_Task:_ State how many lines include "React", giving the number by itself.
— Begin —
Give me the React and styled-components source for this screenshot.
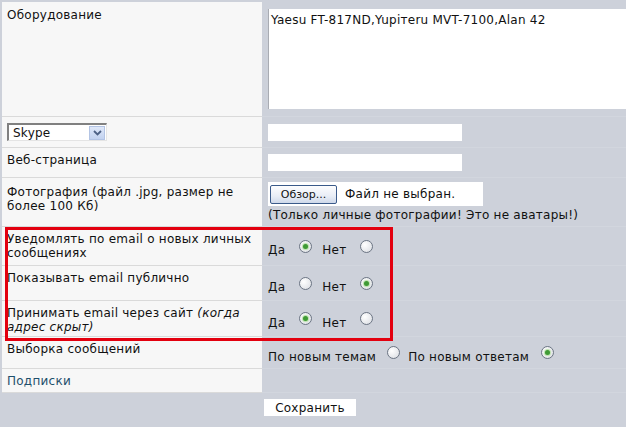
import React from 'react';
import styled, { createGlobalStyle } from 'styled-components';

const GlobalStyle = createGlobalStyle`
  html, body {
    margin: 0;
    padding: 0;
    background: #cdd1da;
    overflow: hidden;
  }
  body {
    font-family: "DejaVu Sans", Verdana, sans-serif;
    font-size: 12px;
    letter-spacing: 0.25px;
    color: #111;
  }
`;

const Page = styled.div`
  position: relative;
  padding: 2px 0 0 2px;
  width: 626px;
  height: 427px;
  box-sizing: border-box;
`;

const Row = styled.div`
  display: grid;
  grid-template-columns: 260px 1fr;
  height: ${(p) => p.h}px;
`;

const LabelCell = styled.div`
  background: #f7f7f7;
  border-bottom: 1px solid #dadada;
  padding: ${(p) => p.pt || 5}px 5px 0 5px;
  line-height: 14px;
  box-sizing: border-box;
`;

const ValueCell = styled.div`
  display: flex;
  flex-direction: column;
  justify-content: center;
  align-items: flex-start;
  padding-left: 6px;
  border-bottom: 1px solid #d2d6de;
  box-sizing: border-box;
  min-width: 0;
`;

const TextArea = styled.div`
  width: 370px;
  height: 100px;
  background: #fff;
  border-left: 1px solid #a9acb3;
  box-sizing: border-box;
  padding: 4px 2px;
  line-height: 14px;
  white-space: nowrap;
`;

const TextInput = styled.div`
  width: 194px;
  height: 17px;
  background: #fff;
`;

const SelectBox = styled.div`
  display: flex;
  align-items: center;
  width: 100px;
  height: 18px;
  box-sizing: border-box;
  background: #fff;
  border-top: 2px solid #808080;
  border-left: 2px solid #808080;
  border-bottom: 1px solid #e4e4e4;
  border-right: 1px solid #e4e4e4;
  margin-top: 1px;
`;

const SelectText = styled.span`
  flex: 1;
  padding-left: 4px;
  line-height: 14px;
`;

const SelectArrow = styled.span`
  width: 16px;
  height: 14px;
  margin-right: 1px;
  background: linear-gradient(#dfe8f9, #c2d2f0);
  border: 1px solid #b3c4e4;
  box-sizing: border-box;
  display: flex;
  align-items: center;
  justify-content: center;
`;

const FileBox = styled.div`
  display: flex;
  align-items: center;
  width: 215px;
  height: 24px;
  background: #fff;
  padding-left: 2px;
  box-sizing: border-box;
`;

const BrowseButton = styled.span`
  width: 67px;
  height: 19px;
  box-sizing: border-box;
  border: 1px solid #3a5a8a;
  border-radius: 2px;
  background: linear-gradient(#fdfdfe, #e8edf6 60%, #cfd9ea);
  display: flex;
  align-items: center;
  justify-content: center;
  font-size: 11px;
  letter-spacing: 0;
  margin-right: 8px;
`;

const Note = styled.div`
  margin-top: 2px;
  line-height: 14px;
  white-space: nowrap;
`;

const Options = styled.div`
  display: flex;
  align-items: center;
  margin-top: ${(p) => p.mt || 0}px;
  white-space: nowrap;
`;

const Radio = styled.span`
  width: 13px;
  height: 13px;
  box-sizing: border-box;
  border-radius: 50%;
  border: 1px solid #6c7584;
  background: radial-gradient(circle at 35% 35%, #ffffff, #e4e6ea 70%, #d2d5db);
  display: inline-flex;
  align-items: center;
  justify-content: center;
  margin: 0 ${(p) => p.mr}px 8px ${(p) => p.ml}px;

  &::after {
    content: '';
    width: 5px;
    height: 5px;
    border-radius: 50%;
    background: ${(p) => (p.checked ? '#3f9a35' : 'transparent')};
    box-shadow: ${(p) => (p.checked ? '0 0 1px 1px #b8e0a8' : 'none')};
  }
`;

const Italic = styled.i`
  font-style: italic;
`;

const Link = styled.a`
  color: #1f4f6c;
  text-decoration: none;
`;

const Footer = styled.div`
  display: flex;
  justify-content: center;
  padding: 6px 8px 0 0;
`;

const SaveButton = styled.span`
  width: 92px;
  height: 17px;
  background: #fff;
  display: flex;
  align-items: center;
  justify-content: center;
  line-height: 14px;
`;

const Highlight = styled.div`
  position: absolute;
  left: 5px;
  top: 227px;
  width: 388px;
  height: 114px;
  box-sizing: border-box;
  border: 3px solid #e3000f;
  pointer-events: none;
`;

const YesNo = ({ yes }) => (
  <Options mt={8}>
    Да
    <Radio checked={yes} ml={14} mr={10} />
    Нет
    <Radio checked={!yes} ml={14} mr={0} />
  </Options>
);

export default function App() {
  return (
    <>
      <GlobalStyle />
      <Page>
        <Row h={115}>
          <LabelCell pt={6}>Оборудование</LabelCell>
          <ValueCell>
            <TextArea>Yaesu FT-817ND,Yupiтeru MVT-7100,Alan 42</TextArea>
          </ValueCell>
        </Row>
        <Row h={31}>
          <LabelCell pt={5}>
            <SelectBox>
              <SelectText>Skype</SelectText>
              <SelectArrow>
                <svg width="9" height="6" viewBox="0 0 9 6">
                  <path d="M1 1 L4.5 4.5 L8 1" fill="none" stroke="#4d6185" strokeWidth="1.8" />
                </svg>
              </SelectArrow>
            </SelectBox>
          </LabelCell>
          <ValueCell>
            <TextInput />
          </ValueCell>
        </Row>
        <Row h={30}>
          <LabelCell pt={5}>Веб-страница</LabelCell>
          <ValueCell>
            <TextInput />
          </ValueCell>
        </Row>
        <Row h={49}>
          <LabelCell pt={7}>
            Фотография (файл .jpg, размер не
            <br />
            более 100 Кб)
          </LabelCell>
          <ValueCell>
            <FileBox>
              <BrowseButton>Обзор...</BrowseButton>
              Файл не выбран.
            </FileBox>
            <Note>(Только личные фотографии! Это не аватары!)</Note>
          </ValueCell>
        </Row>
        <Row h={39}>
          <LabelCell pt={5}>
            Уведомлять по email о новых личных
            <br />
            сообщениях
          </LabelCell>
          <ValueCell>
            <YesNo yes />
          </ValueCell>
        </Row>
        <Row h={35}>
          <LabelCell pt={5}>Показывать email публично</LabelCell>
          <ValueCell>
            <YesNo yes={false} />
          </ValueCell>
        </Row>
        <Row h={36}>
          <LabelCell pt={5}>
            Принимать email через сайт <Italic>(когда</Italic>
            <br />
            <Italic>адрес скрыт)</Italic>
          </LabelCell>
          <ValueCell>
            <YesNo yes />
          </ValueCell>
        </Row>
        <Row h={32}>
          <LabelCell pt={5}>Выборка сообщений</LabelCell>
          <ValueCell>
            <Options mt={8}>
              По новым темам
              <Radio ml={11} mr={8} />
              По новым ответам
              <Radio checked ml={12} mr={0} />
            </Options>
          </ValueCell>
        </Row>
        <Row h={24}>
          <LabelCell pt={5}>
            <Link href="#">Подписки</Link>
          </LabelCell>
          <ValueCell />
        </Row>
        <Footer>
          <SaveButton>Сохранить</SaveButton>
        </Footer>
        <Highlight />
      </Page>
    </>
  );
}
— End —
_Task output:_ 2